On Jan. 22 the Mackinac Center Legal Foundation filed a lawsuit at my behest against the Michigan Liquor Control Commission. The commission attempted to charge $1,550 to copy a spreadsheet from an office computer onto a thumb drive. Or just email it. This spreadsheet, which contains a price list for beer and wine sold in the state, is the same one that a staffer had earlier offered to copy free of charge.

Six weeks after the foundation filed the lawsuit (March 6), the commission lowered its price from $1,550 to $50. The Mackinac Center issued a news release announcing its victory on March 16, the Monday of Sunshine Week, which celebrates open government and the public’s right to public information.

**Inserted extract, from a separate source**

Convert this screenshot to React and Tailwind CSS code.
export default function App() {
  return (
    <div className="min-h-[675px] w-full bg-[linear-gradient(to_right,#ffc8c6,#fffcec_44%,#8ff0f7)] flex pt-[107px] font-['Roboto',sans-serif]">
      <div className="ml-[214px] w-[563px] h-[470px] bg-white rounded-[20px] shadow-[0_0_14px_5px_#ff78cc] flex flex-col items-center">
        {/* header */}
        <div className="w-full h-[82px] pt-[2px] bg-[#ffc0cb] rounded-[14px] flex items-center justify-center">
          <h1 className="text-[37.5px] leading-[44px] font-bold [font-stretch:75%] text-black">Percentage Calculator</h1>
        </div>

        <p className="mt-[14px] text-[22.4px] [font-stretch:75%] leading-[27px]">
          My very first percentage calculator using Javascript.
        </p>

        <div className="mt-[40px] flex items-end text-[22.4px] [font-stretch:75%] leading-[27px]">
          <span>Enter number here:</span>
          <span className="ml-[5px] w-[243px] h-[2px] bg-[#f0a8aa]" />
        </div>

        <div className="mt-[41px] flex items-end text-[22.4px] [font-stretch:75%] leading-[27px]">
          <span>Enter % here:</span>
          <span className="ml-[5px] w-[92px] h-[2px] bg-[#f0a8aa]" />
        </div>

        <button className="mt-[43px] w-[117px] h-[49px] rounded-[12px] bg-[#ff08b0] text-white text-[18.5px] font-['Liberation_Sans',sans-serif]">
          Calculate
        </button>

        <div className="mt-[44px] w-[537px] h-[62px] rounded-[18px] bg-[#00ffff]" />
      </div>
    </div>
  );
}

Even though we have prevailed, valuable research has been delayed by four months (versus the 10 days specified in Michigan’s Freedom of Information Act). And if this is what an established and well-known institution like the Mackinac Center has to endure to obtain supposedly open records from a state agency, the prospects are not bright for regular citizens seeking information from their state government.

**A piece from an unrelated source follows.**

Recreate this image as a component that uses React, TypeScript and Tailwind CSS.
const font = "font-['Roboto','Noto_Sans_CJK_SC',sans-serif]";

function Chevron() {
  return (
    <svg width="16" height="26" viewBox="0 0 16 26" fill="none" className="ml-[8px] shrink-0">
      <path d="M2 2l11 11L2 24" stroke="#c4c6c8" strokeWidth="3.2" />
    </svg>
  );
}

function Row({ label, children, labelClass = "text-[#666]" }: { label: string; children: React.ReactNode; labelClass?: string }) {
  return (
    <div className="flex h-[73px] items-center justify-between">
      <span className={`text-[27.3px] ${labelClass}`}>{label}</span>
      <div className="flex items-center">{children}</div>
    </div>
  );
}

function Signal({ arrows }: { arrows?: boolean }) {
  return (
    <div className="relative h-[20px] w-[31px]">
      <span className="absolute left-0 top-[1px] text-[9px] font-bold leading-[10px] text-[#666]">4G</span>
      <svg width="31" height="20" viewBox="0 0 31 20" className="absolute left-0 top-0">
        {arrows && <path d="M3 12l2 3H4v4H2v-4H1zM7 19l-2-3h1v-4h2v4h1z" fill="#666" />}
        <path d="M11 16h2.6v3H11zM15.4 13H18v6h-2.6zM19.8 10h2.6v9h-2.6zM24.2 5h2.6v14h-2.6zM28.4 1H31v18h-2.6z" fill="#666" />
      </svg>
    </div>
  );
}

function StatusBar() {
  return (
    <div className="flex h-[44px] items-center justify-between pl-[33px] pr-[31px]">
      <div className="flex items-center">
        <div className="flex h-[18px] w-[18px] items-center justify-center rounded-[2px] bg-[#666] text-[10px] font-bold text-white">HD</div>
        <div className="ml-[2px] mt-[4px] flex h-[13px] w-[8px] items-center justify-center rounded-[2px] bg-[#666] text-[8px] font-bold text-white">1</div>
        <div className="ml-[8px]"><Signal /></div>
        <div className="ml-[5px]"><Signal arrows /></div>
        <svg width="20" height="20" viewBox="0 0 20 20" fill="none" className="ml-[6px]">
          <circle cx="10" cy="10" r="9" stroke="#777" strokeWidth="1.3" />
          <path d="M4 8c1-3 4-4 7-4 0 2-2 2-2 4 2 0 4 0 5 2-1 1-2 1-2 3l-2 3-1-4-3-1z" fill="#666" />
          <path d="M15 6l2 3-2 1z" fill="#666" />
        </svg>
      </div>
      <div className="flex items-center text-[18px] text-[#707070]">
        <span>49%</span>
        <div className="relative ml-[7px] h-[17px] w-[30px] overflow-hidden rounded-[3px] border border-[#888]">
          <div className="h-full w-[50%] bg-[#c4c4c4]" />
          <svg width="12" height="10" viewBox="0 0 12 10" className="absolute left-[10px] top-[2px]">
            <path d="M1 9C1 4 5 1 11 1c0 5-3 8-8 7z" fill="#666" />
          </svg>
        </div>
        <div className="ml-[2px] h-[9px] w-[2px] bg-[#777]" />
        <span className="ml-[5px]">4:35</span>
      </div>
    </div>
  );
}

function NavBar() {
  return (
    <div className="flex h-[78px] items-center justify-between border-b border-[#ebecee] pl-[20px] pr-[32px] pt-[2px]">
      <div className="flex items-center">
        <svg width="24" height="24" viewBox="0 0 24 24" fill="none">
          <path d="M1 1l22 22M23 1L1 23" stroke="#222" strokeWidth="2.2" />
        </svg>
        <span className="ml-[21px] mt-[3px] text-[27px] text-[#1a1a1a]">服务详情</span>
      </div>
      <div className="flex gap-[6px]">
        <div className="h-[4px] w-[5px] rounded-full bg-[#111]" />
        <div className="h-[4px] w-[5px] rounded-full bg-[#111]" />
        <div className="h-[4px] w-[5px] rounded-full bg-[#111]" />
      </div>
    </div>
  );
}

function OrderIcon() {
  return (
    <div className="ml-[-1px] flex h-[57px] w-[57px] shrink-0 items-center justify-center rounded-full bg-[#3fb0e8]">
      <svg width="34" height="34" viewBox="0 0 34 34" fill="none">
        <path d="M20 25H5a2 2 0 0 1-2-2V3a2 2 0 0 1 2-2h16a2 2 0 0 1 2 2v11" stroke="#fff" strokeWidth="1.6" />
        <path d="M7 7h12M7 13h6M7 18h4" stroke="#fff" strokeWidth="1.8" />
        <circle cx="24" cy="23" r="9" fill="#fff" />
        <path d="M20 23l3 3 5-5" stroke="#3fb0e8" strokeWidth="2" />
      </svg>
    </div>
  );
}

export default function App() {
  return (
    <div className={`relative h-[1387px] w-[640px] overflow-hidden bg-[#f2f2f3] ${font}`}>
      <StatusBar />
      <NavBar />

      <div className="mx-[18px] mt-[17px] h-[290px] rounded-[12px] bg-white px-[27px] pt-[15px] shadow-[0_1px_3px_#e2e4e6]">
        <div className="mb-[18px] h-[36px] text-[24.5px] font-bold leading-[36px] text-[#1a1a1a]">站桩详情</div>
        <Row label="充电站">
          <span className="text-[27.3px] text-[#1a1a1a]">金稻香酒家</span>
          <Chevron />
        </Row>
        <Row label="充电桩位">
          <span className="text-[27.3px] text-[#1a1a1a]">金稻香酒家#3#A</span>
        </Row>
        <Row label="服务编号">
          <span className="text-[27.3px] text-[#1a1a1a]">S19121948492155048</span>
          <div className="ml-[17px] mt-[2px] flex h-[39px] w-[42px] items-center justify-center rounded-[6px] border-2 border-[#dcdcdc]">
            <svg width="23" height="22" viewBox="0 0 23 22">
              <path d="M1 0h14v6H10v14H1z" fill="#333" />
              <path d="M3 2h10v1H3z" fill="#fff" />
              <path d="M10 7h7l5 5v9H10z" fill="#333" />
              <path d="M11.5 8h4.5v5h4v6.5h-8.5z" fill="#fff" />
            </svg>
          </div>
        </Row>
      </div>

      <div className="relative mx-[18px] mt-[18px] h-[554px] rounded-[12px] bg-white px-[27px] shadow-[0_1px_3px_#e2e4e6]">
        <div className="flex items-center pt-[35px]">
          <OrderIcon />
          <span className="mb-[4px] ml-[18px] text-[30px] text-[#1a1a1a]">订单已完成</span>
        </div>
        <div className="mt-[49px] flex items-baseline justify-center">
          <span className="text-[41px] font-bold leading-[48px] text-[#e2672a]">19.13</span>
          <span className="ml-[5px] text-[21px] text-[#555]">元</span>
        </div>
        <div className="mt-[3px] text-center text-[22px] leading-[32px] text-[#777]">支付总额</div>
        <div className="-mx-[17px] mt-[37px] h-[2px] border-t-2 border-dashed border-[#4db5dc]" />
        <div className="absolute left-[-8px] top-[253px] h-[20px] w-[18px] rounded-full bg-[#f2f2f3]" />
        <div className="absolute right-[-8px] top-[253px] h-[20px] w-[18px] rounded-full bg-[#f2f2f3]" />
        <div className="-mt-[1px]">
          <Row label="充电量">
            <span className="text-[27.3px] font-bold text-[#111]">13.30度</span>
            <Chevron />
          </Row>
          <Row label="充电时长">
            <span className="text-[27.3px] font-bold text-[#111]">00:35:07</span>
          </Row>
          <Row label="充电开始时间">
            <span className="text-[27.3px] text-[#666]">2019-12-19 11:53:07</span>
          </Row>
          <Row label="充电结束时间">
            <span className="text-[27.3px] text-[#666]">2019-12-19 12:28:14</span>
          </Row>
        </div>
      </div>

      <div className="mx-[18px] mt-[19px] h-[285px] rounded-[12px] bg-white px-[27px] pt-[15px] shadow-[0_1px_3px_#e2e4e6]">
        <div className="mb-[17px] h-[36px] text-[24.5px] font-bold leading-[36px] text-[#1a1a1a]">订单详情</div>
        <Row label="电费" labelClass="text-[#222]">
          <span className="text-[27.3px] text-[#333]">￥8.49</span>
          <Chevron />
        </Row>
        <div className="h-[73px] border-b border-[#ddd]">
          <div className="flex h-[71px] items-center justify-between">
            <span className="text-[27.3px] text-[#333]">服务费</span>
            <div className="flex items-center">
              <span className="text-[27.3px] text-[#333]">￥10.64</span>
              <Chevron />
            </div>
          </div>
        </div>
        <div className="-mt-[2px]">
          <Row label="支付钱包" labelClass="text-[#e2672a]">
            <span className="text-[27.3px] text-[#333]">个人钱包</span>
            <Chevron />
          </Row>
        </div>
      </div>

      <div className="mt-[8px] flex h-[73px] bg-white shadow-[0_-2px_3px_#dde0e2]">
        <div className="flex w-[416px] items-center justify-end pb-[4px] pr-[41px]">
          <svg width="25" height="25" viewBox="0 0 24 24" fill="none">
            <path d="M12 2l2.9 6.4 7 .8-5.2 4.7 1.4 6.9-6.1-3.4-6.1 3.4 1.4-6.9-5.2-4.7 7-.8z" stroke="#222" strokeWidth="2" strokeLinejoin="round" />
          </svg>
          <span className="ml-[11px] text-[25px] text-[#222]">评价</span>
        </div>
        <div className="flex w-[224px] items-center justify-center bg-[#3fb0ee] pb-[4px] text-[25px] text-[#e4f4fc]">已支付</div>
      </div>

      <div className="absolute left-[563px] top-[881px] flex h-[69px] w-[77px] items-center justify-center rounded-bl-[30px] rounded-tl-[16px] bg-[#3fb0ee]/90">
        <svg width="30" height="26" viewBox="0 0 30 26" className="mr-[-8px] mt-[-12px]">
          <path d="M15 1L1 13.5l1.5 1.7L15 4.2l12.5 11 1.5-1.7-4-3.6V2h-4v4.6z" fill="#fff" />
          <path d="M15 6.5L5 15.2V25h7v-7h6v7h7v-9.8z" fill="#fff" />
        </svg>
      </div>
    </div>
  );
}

The commission’s actions stem from a November 2014 visit I made to its Lansing office. I was seeking a review of papers from the agency’s files. A staffer offered instead to simply download newer data onto a thumb drive, since it had already been assembled on a spreadsheet. I did not have one of those compact information-storage devices on me at the time, so we agreed that I would submit a Freedom of Information Act request.

After I did so, the commission’s response included this sentence: “The FOIA request you submitted will require an estimate and a deposit before we can continue to process it.”

Incredulous, I responded, “[You] must do an estimate to ascertain the cost of sticking a thumb drive in your computer?”

The process apparently involved determining the most awkward and costly method possible for providing the information. That turned out to be estimating the actual cost of physically collecting and copying some 6,000 paper pages of price information submitted by wholesaler cartel members, rather than simply providing the spreadsheet from which they came. At 25 cents per page,
the cost came to $1,500.

In contrast, the amount of staff time and expense to copy that spreadsheet onto a thumb drive or email it would probably be less than $1. At that point the response from me and my Mackinac Center colleagues was, “See you in court.”

For years the Mackinac Center for Public Policy has undertaken empirical research into the real impact of alcohol control regulations on consumers, and their supposed public health consequences. Recently, we have zeroed in on archaic and inexplicable “post and hold” rules. No public policy rationale has been offered for these rules. Their effect and possibly their intent is to enrich a handful of fortunate families in the beer and wine wholesaler cartel at the expense of consumers who must pay higher prices.

These rules mandate that beer and wine manufacturers and wholesalers post product price changes at the Liquor Control Commission, an act that lets other manufacturers and wholesalers see the prices. Under the rules, the posted prices must then be left unchanged for a period of time that varies depending on the product. The practical effect is to alert potential competitors to price changes and suffocate the impulse for rapid moves.

This is tantamount to not only legal price collusion, but officially required collision. Its harmful impact on consumers is not hypothetical but is demonstrated with empirical research. One nationwide study suggests that such rules artificially raise the price of beer and wine products by 6.2 percent to as much as 30 percent.

Lawmakers cannot craft good public policy when government agencies act to keep secret the information needed to determine what those policies should be. This is why Michigan has a Freedom of Information Act, and why courts should be diligent and firm in enforcing it on administrative agencies.